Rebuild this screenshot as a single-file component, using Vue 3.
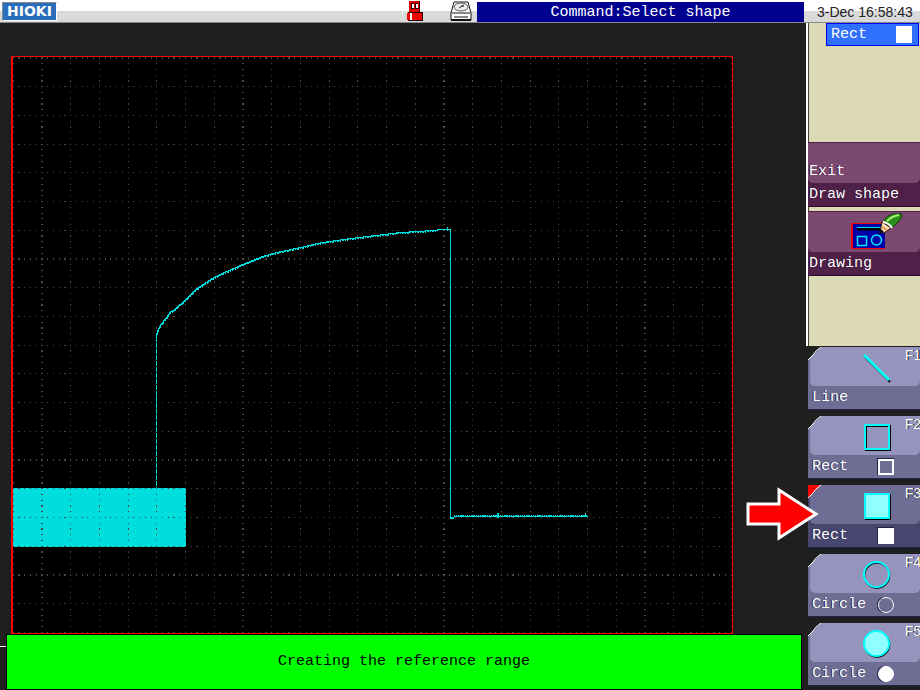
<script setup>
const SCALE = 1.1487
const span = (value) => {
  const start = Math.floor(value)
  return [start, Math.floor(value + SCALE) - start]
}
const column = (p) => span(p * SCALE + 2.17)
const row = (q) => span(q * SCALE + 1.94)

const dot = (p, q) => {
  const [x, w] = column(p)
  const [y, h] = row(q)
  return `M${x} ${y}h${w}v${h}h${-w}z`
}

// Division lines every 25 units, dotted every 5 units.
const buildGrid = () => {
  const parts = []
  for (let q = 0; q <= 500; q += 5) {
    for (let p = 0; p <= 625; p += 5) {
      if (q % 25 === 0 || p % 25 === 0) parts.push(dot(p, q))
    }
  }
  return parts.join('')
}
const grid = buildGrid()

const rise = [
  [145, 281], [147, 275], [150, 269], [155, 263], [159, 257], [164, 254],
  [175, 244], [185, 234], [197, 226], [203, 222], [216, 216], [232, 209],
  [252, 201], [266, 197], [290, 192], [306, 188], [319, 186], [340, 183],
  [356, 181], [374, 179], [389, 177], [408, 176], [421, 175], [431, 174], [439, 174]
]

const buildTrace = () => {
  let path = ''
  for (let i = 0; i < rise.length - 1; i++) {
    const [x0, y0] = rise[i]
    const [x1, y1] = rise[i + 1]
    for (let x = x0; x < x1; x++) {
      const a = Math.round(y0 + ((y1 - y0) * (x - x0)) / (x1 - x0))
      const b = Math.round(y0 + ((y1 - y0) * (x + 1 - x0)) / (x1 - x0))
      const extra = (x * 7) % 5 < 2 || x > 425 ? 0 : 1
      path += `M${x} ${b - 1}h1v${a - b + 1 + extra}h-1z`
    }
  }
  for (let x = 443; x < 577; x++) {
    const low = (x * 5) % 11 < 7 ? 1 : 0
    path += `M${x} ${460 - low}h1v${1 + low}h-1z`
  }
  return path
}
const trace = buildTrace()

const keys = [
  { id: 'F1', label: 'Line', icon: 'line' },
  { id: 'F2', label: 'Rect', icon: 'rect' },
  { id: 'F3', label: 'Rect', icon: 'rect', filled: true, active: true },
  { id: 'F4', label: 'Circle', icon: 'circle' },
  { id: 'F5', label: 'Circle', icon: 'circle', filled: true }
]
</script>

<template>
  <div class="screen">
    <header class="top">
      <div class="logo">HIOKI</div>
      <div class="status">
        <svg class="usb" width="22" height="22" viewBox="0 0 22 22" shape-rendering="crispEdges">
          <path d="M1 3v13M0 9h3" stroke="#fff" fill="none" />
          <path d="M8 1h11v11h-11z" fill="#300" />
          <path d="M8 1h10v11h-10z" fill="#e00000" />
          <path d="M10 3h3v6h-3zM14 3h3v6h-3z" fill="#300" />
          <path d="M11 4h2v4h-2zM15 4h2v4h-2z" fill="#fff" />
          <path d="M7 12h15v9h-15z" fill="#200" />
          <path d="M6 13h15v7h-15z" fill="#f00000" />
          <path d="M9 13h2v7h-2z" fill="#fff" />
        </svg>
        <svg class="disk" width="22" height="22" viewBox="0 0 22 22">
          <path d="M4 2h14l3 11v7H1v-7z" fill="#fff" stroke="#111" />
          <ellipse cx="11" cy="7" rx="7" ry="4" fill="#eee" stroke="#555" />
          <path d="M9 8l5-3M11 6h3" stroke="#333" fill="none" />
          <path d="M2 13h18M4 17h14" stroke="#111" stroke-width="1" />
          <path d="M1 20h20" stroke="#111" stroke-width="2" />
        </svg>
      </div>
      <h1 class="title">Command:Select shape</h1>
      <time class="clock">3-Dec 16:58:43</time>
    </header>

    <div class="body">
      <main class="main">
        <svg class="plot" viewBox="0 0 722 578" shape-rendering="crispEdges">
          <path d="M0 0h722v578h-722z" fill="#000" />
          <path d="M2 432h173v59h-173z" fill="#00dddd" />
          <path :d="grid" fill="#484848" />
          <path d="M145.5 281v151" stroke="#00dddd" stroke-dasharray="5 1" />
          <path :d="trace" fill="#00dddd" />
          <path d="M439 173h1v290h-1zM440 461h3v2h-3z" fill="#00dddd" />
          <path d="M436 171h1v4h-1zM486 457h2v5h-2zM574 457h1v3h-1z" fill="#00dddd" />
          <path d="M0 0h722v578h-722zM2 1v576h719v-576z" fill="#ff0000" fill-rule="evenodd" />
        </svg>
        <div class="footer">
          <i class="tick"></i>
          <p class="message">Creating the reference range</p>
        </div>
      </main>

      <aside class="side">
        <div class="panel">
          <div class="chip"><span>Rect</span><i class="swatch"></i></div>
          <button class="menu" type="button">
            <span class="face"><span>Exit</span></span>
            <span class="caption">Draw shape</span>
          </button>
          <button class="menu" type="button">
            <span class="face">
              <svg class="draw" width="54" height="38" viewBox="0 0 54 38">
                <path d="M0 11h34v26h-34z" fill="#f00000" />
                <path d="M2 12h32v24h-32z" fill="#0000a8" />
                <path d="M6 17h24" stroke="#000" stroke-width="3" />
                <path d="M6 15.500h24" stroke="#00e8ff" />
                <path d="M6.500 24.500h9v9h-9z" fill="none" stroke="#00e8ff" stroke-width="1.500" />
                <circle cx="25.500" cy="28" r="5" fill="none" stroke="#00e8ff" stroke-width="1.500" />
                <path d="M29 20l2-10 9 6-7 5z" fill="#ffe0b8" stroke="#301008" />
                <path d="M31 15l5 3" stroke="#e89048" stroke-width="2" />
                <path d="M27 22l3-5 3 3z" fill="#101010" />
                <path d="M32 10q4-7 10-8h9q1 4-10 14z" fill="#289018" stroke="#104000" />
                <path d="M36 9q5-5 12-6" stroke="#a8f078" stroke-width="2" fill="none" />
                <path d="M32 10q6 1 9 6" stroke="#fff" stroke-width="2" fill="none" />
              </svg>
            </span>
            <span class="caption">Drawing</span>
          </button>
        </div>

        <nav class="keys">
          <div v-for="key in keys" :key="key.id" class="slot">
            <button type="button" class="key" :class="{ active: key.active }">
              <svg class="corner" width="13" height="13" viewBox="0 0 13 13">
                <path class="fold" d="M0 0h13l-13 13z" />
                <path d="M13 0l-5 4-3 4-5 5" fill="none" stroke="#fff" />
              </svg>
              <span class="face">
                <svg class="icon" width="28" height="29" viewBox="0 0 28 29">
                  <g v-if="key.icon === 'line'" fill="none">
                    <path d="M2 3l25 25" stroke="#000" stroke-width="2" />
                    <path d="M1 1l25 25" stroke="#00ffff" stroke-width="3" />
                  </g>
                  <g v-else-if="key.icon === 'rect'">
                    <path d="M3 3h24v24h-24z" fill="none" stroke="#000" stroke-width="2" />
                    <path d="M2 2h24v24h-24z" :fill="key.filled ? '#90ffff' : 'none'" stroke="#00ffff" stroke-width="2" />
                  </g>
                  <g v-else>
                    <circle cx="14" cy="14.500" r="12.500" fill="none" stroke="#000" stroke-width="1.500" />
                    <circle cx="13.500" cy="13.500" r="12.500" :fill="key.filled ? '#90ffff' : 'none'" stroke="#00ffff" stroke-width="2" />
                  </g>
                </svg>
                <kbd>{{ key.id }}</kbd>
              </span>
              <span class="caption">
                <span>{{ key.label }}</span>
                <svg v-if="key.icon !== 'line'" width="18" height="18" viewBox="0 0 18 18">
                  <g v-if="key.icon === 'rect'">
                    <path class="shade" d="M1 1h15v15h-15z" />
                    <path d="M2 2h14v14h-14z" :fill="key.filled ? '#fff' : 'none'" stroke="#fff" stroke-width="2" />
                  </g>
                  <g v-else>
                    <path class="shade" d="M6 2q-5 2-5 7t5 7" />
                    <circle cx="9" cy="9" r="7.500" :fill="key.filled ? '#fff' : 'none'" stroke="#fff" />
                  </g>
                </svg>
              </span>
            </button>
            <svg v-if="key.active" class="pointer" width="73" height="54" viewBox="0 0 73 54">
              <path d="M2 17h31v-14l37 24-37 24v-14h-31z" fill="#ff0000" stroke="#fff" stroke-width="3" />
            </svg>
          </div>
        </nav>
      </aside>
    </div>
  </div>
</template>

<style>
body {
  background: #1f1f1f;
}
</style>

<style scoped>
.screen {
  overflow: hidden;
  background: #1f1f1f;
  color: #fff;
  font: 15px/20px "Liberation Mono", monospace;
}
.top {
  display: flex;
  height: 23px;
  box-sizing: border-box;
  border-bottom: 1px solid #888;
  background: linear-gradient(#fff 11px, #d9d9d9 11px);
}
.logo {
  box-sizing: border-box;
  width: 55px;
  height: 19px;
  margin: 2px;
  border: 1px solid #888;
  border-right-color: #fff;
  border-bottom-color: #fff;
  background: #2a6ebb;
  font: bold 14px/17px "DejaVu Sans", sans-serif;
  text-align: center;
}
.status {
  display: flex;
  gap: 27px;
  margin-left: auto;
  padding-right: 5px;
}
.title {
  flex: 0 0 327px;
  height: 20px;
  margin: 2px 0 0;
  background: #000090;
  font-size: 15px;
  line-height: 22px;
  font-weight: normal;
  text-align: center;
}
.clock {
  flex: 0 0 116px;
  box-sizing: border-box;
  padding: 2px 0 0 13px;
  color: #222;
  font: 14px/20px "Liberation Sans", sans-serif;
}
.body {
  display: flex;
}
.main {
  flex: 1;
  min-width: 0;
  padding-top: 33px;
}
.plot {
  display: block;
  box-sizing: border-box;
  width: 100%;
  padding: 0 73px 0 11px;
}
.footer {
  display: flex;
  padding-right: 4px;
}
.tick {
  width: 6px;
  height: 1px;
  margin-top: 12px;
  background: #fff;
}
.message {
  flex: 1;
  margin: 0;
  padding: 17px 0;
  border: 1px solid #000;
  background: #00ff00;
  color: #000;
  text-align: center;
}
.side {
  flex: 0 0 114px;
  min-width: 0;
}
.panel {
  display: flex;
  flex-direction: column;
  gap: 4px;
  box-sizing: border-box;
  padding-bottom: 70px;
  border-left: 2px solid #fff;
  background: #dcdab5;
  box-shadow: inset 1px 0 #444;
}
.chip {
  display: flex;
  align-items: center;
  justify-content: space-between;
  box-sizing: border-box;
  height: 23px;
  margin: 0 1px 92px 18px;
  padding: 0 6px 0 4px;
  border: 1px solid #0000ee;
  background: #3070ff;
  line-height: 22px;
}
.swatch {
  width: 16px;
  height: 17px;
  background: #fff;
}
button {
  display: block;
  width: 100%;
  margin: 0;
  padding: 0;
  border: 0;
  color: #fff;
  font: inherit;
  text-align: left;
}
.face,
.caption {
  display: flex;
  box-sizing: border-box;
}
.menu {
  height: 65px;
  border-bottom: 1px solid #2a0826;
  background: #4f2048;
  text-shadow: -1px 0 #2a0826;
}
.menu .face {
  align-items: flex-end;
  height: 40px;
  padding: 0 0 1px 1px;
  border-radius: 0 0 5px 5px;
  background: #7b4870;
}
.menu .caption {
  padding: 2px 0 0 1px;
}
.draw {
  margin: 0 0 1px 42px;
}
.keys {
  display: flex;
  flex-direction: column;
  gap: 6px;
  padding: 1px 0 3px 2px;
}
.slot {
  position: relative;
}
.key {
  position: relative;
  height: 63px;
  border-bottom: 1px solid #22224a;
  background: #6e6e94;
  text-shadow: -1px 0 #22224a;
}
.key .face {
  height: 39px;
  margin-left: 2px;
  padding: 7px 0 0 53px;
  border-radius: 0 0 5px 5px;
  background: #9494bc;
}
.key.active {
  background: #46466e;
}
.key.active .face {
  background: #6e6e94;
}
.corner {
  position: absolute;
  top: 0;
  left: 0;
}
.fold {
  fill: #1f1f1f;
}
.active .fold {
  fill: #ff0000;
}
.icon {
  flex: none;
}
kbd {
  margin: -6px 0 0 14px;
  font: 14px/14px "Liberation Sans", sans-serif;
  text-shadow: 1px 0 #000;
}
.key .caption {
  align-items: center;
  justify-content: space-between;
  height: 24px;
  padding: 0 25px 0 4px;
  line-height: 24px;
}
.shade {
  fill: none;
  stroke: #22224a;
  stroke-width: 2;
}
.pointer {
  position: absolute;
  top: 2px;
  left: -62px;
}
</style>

Exercise task
Print the data above verbatim from the first line through the line holding "const grid = buildGrid()", leaving every picture out.

Answer for this exercise
Rebuild this screenshot as a single-file component, using Vue 3.
<script setup>
const SCALE = 1.1487
const span = (value) => {
  const start = Math.floor(value)
  return [start, Math.floor(value + SCALE) - start]
}
const column = (p) => span(p * SCALE + 2.17)
const row = (q) => span(q * SCALE + 1.94)

const dot = (p, q) => {
  const [x, w] = column(p)
  const [y, h] = row(q)
  return `M${x} ${y}h${w}v${h}h${-w}z`
}

// Division lines every 25 units, dotted every 5 units.
const buildGrid = () => {
  const parts = []
  for (let q = 0; q <= 500; q += 5) {
    for (let p = 0; p <= 625; p += 5) {
      if (q % 25 === 0 || p % 25 === 0) parts.push(dot(p, q))
    }
  }
  return parts.join('')
}
const grid = buildGrid()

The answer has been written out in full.